■ DESCRIPTION OF THE TASK ■
Report every line below that holds the word "this".

··· DATA SHOWN ···

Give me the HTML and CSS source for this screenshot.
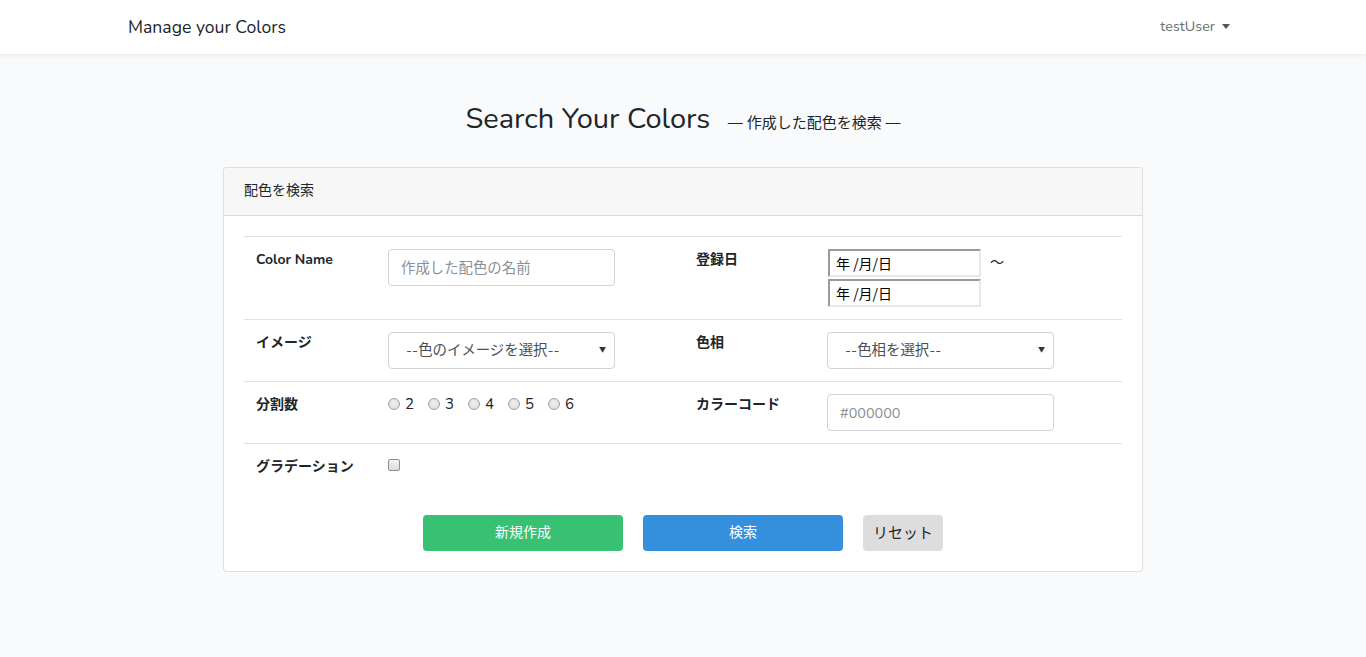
FILE: index.html
```html
<!DOCTYPE html>
<html lang="ja">
<head>
<meta charset="utf-8">
<title>Manage your Colors</title>
<link rel="stylesheet" href="styles.css">
</head>
<body>
<nav class="navbar">
  <div class="container nav-inner">
    <a class="brand">Manage your Colors</a>
    <a class="user">testUser <span class="caret"></span></a>
  </div>
</nav>
<main class="container">
  <h1 class="title">Search Your Colors <small>— 作成した配色を検索 —</small></h1>
  <div class="card">
    <div class="card-header">配色を検索</div>
    <div class="card-body">
      <div class="tbl">
        <div class="row row-first">
          <div class="cell label">Color Name</div>
          <div class="cell"><input class="form-control" type="text" placeholder="作成した配色の名前"></div>
          <div class="cell label">登録日</div>
          <div class="cell date-cell">
            <div class="dates">
              <input class="date" type="text" value="年 /月/日">
              <input class="date" type="text" value="年 /月/日">
            </div>
            <span class="tilde">～</span>
          </div>
        </div>
        <div class="row">
          <div class="cell label">イメージ</div>
          <div class="cell"><div class="select"><span>--色のイメージを選択--</span><i class="arrow">▼</i></div></div>
          <div class="cell label">色相</div>
          <div class="cell"><div class="select"><span>--色相を選択--</span><i class="arrow">▼</i></div></div>
        </div>
        <div class="row">
          <div class="cell label">分割数</div>
          <div class="cell radios">
            <label class="radio"><span class="dot"></span>2</label>
            <label class="radio"><span class="dot"></span>3</label>
            <label class="radio"><span class="dot"></span>4</label>
            <label class="radio"><span class="dot"></span>5</label>
            <label class="radio"><span class="dot"></span>6</label>
          </div>
          <div class="cell label">カラーコード</div>
          <div class="cell"><input class="form-control" type="text" placeholder="#000000"></div>
        </div>
        <div class="row row-last">
          <div class="cell label">グラデーション</div>
          <div class="cell"><span class="check"></span></div>
        </div>
      </div>
      <div class="buttons">
        <button class="btn btn-green">新規作成</button>
        <button class="btn btn-blue">検索</button>
        <button class="btn btn-gray">リセット</button>
      </div>
    </div>
  </div>
</main>
</body>
</html>
```

FILE: styles.css
```css
* { box-sizing: border-box; }
html, body { margin: 0; padding: 0; }
body {
  background: #f8fafc;
  font-family: "Nunito", Lato, "Noto Sans CJK JP", sans-serif;
  font-size: 14.4px;
  line-height: 1.6;
  color: #212529;
}
.container {
  width: 1140px;
  margin: 0 auto;
  padding: 0 15px;
}
.navbar {
  background: #fff;
  height: 55px;
  box-shadow: 0 2px 4px rgba(0,0,0,.04);
  border-bottom: 1px solid #eceef0;
}
.nav-inner {
  display: flex;
  align-items: center;
  justify-content: space-between;
  height: 54px;
}
.brand {
  font-size: 17.6px;
  color: #212529;
  margin-top: 1px;
}
.user {
  color: #6c6f73;
  font-size: 14.4px;
  padding-right: 8px;
  display: flex;
  align-items: center;
  margin-top: -1px;
}
.caret {
  display: inline-block;
  margin-left: 7px;
  border-top: 5px solid #555;
  border-left: 4.5px solid transparent;
  border-right: 4.5px solid transparent;
}
.title {
  text-align: center;
  font-weight: 400;
  font-size: 29px;
  line-height: 34px;
  margin: 47px 0 27px;
  color: #212529;
}
.title small {
  font-size: 15px;
  margin-left: 10px;
  color: #212529;
}
.card {
  width: 920px;
  margin: 0 auto;
  background: #fff;
  border: 1px solid rgba(0,0,0,.125);
  border-radius: 4px;
}
.card-header {
  background: #f7f7f7;
  padding: 12px 20px 13px;
  border-bottom: 1px solid rgba(0,0,0,.125);
  border-radius: 4px 4px 0 0;
  font-size: 14px;
}
.card-body {
  padding: 20px;
}
.row {
  display: grid;
  grid-template-columns: 132px 308px 131px 1fr;
  border-top: 1px solid #dee2e6;
}
.cell {
  padding: 12px;
}
.label {
  font-weight: 700;
  font-size: 14px;
}
.form-control {
  display: block;
  width: 227px;
  height: 37px;
  padding: 6px 12px;
  font: inherit;
  font-size: 14.4px;
  color: #495057;
  background: #fff;
  border: 1px solid #ced4da;
  border-radius: 4px;
}
.form-control::placeholder { color: #8a9096; }
.date-cell {
  display: flex;
  align-items: flex-start;
}
.dates {
  display: flex;
  flex-direction: column;
  gap: 2px;
  margin-left: 1px;
}
.date {
  width: 153px;
  height: 28px;
  padding: 1px 6px;
  font-family: "Noto Sans CJK JP", sans-serif;
  font-size: 14px;
  color: #000;
  border-style: solid;
  border-width: 2px;
  border-color: #9a9a9a #e8e8e8 #e8e8e8 #9a9a9a;
  background: #fff;
}
.tilde {
  margin-left: 9px;
  font-size: 14px;
  line-height: 28px;
}
.select {
  position: relative;
  width: 227px;
  height: 37px;
  border: 1px solid #ced4da;
  border-radius: 4px;
  padding: 6px 12px 6px 17px;
  color: #495057;
  font-size: 14.4px;
  line-height: 23px;
  background: #fff;
}
.arrow {
  position: absolute;
  right: 8px;
  top: 12px;
  font-style: normal;
  font-size: 7px;
  line-height: 10px;
  color: #333;
}
.radios {
  display: flex;
  align-items: flex-start;
  padding-top: 10px;
}
.radio {
  display: flex;
  align-items: center;
  margin-right: 14px;
  font-size: 15px;
  color: #212529;
}
.dot {
  width: 12px;
  height: 12px;
  border-radius: 50%;
  border: 1px solid #a3a3a3;
  background: radial-gradient(circle at 50% 40%, #f0f0f0, #d6d6d6);
  margin-right: 5px;
}
.check {
  display: block;
  width: 12px;
  height: 12px;
  margin-top: 3px;
  border: 1px solid #8f8f8f;
  border-radius: 2px;
  background: linear-gradient(#f2f2f2, #dcdcdc);
}
.buttons {
  display: flex;
  justify-content: center;
  gap: 20px;
  margin-top: 24px;
}
.btn {
  height: 36px;
  border: none;
  border-radius: 4px;
  font: inherit;
  font-size: 14px;
  color: #fff;
}
.btn-green { width: 200px; background: #38c172; }
.btn-blue { width: 200px; background: #3490dc; }
.btn-gray { width: 80px; background: #dddddd; color: #212529; font-size: 15px; }
```
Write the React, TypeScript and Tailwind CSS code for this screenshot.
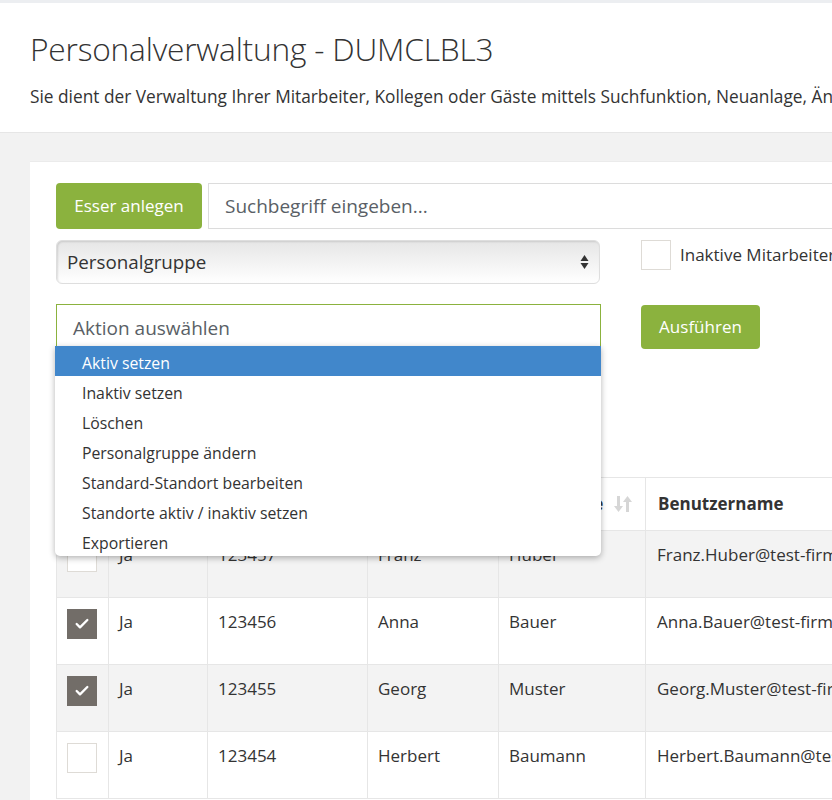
import { Check } from "lucide-react"

const actions = [
  "Aktiv setzen",
  "Inaktiv setzen",
  "Löschen",
  "Personalgruppe ändern",
  "Standard-Standort bearbeiten",
  "Standorte aktiv / inaktiv setzen",
  "Exportieren",
]

const rows = [
  { checked: false, aktiv: "Ja", nr: "123457", vorname: "Franz", nachname: "Huber", user: "Franz.Huber@test-firma.de" },
  { checked: true, aktiv: "Ja", nr: "123456", vorname: "Anna", nachname: "Bauer", user: "Anna.Bauer@test-firma.de" },
  { checked: true, aktiv: "Ja", nr: "123455", vorname: "Georg", nachname: "Muster", user: "Georg.Muster@test-firma.de" },
  { checked: false, aktiv: "Ja", nr: "123454", vorname: "Herbert", nachname: "Baumann", user: "Herbert.Baumann@test-firma.de" },
]

function SortIcon() {
  return (
    <svg width="18" height="18" viewBox="0 0 18 18" className="shrink-0 text-[#d6d6d6]" fill="currentColor">
      <rect x="3" y="1" width="3" height="11" />
      <polygon points="0,11 9,11 4.5,17" />
      <rect x="12" y="6" width="3" height="11" />
      <polygon points="9,7 18,7 13.5,1" />
    </svg>
  )
}

function Box({ checked }: { checked: boolean }) {
  if (checked) {
    return (
      <div className="flex h-[30px] w-[30px] items-center justify-center bg-[#726d68]">
        <Check className="h-4 w-4 text-white" strokeWidth={3.5} />
      </div>
    )
  }
  return <div className="h-[30px] w-[30px] border border-[#dedbd6] bg-white" />
}

export default function App() {
  return (
    <div className="min-h-screen w-[832px] overflow-hidden bg-[#f2f2f2] font-['Open_Sans',sans-serif] text-[#333]">
      <header className="h-[133px] w-[1400px] border-t-[3px] border-b border-t-[#eceef1] border-b-[#e6e6e6] bg-white pl-[30px] pt-[26px]">
        <h1 className="text-[31.7px] leading-[40px] font-light tracking-[-0.2px] text-[#333]">Personalverwaltung - DUMCLBL3</h1>
        <p className="mt-[17px] text-[17.3px] leading-[22px] whitespace-nowrap">
          Sie dient der Verwaltung Ihrer Mitarbeiter, Kollegen oder Gäste mittels Suchfunktion, Neuanlage, Änderung und Löschung.
        </p>
      </header>

      <div className="pl-[30px] pt-[28px]">
        <div className="w-[1400px] border-t border-[#ebebeb] bg-white pt-[21px] pl-[26px] pb-10">
          <div className="flex gap-[6px]">
            <button className="h-[46px] w-[146px] rounded-[4px] bg-[#8bb23e] text-[17px] text-white">Esser anlegen</button>
            <div className="flex h-[46px] w-[900px] items-center border border-[#dcdcdc] px-4 text-[19px] text-[#5a5f66]">
              Suchbegriff eingeben...
            </div>
          </div>

          <div className="mt-[11px] flex items-start">
            <div className="flex h-[44px] w-[544px] items-center justify-between rounded-[6px] border border-[#dedede] bg-gradient-to-b from-[#e6e6e6] to-white pl-[10px] pr-[10px] text-[18.8px] text-[#333] shadow-[inset_1px_1px_2px_rgba(0,0,0,0.12)]">
              <span>Personalgruppe</span>
              <svg width="9" height="16" viewBox="0 0 9 16" fill="#333">
                <polygon points="4.5,1 8.5,7 0.5,7" />
                <polygon points="0.5,9 8.5,9 4.5,15" />
              </svg>
            </div>
            <div className="ml-[41px] flex items-center gap-[9px]">
              <div className="h-[30px] w-[30px] border border-[#dedbd6] bg-white" />
              <span className="text-[17px] whitespace-nowrap">Inaktive Mitarbeiter anzeigen</span>
            </div>
          </div>

          <div className="relative mt-[20px] flex items-start">
            <div className="flex h-[43px] w-[545px] items-center border border-[#8bb23e] pt-[5px] pl-[16px] text-[19px] text-[#5a5f66]">
              Aktion auswählen
            </div>
            <button className="mt-[1px] ml-[40px] h-[44px] w-[119px] rounded-[4px] bg-[#8bb23e] text-[17px] text-white">Ausführen</button>

            <ul className="absolute top-[42px] left-[-1px] z-10 w-[546px] overflow-hidden rounded-b-[5px] bg-white shadow-[0_2px_6px_rgba(0,0,0,0.3)]">
              {actions.map((a, i) => (
                <li
                  key={a}
                  className={
                    i === 0
                      ? "flex h-[30px] items-center bg-[#4187cb] pt-[5px] pl-[27px] text-[15.8px] text-white"
                      : "flex h-[30px] items-center pt-[5px] pl-[27px] text-[15.8px] text-[#333]"
                  }
                >
                  {a}
                </li>
              ))}
            </ul>
          </div>

          <table className="mt-[128px] w-[909px] table-fixed border-collapse text-[17px]">
            <colgroup>
              <col className="w-[52px]" />
              <col className="w-[99px]" />
              <col className="w-[160px]" />
              <col className="w-[131px]" />
              <col className="w-[147px]" />
              <col className="w-[320px]" />
            </colgroup>
            <thead>
              <tr className="h-[53px]">
                <th className="border border-[#e6e6e6]" />
                {["Aktiv", "Personalnummer", "Vorname", "Nachname"].map((h) => (
                  <th key={h} className="overflow-hidden border border-[#e6e6e6] pr-[13px] pl-3 text-left font-bold whitespace-nowrap">
                    <div className="flex items-center justify-between gap-1">
                      <span>{h}</span>
                      <SortIcon />
                    </div>
                  </th>
                ))}
                <th className="border border-[#e6e6e6] px-3 text-left font-bold">Benutzername</th>
              </tr>
            </thead>
            <tbody>
              {rows.map((r, i) => (
                <tr key={r.nr} className={i % 2 === 0 ? "h-[67px] bg-[#f3f3f3]" : "h-[67px] bg-white"}>
                  <td className="border border-[#e6e6e6] pt-[11px] pl-[10px] align-top">
                    <Box checked={r.checked} />
                  </td>
                  <td className="border border-[#e6e6e6] px-[10px] pt-[11px] align-top">{r.aktiv}</td>
                  <td className="border border-[#e6e6e6] px-[10px] pt-[11px] align-top">{r.nr}</td>
                  <td className="border border-[#e6e6e6] px-[10px] pt-[11px] align-top">{r.vorname}</td>
                  <td className="border border-[#e6e6e6] px-[10px] pt-[11px] align-top">{r.nachname}</td>
                  <td className="border border-[#e6e6e6] px-[11px] pt-[11px] align-top whitespace-nowrap">{r.user}</td>
                </tr>
              ))}
            </tbody>
          </table>
        </div>
      </div>
    </div>
  )
}
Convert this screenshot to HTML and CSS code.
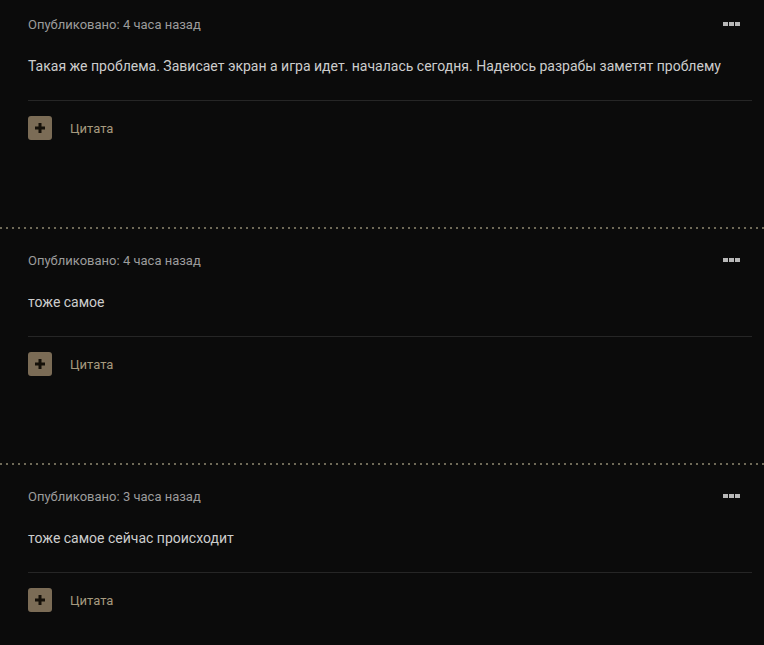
FILE: index.html
```html
<!DOCTYPE html>
<html>
<head>
    <meta charset="UTF-8">
    <meta name="viewport" content="width=device-width, initial-scale=1.0">
    <title>Комментарии</title>
    <link rel="stylesheet" href="styles.css">
</head>
<body>
    <div class="comments">
        <div class="post">
            <div class="post-head">
                <span class="post-date">Опубликовано: 4 часа назад</span>
                <span class="post-menu"><i></i><i></i><i></i></span>
            </div>
            <div class="post-text">Такая же проблема. Зависает экран а игра идет. началась сегодня. Надеюсь разрабы заметят проблему</div>
            <div class="post-actions">
                <span class="quote-btn"></span>
                <span class="quote-label">Цитата</span>
            </div>
        </div>

        <div class="post">
            <div class="post-head">
                <span class="post-date">Опубликовано: 4 часа назад</span>
                <span class="post-menu"><i></i><i></i><i></i></span>
            </div>
            <div class="post-text">тоже самое</div>
            <div class="post-actions">
                <span class="quote-btn"></span>
                <span class="quote-label">Цитата</span>
            </div>
        </div>

        <div class="post">
            <div class="post-head">
                <span class="post-date">Опубликовано: 3 часа назад</span>
                <span class="post-menu"><i></i><i></i><i></i></span>
            </div>
            <div class="post-text">тоже самое сейчас происходит</div>
            <div class="post-actions">
                <span class="quote-btn"></span>
                <span class="quote-label">Цитата</span>
            </div>
        </div>
    </div>
</body>
</html>
```

FILE: styles.css
```css
body {
    margin: 0;
    background-color: #0b0b0b;
    font-family: Roboto, "Noto Sans", sans-serif;
    overflow: hidden;
}

.post {
    padding: 23px 12px 87px 28px;
    background-image: linear-gradient(to right, #6f6a58 2px, transparent 2px);
    background-size: 6px 2px;
    background-repeat: repeat-x;
}

.post:first-child {
    background-image: none;
    padding-top: 14px;
}

.post-head {
    display: flex;
    justify-content: space-between;
    align-items: center;
    height: 20px;
}

.post-date {
    font-size: 13px;
    color: #9c9c9c;
}

.post-menu {
    display: flex;
    gap: 1px;
    margin-right: 12px;
}

.post-menu i {
    width: 5px;
    height: 4px;
    background-color: #b8b8b8;
}

.post-text {
    margin-top: 22px;
    font-size: 14px;
    line-height: 20px;
    color: #cdcdcd;
    padding-bottom: 24px;
    border-bottom: 1px solid #262626;
}

.post-actions {
    display: flex;
    align-items: center;
    gap: 18px;
    margin-top: 15px;
}

.quote-btn {
    position: relative;
    width: 24px;
    height: 24px;
    border-radius: 3px;
    background-color: #7b6c56;
}

.quote-btn::before,
.quote-btn::after {
    content: "";
    position: absolute;
    left: 50%;
    top: 50%;
    background-color: #151009;
    transform: translate(-50%, -50%);
}

.quote-btn::before {
    width: 10px;
    height: 3px;
}

.quote-btn::after {
    width: 3px;
    height: 10px;
}

.quote-label {
    font-size: 13px;
    color: #a69a7e;
}
```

···

■ ANSWER TO THE PROBLEM ■
Give me the HTML and CSS source for this screenshot.
Write the React, TypeScript and Tailwind CSS code for this screenshot.
Convert this screenshot to HTML and CSS code.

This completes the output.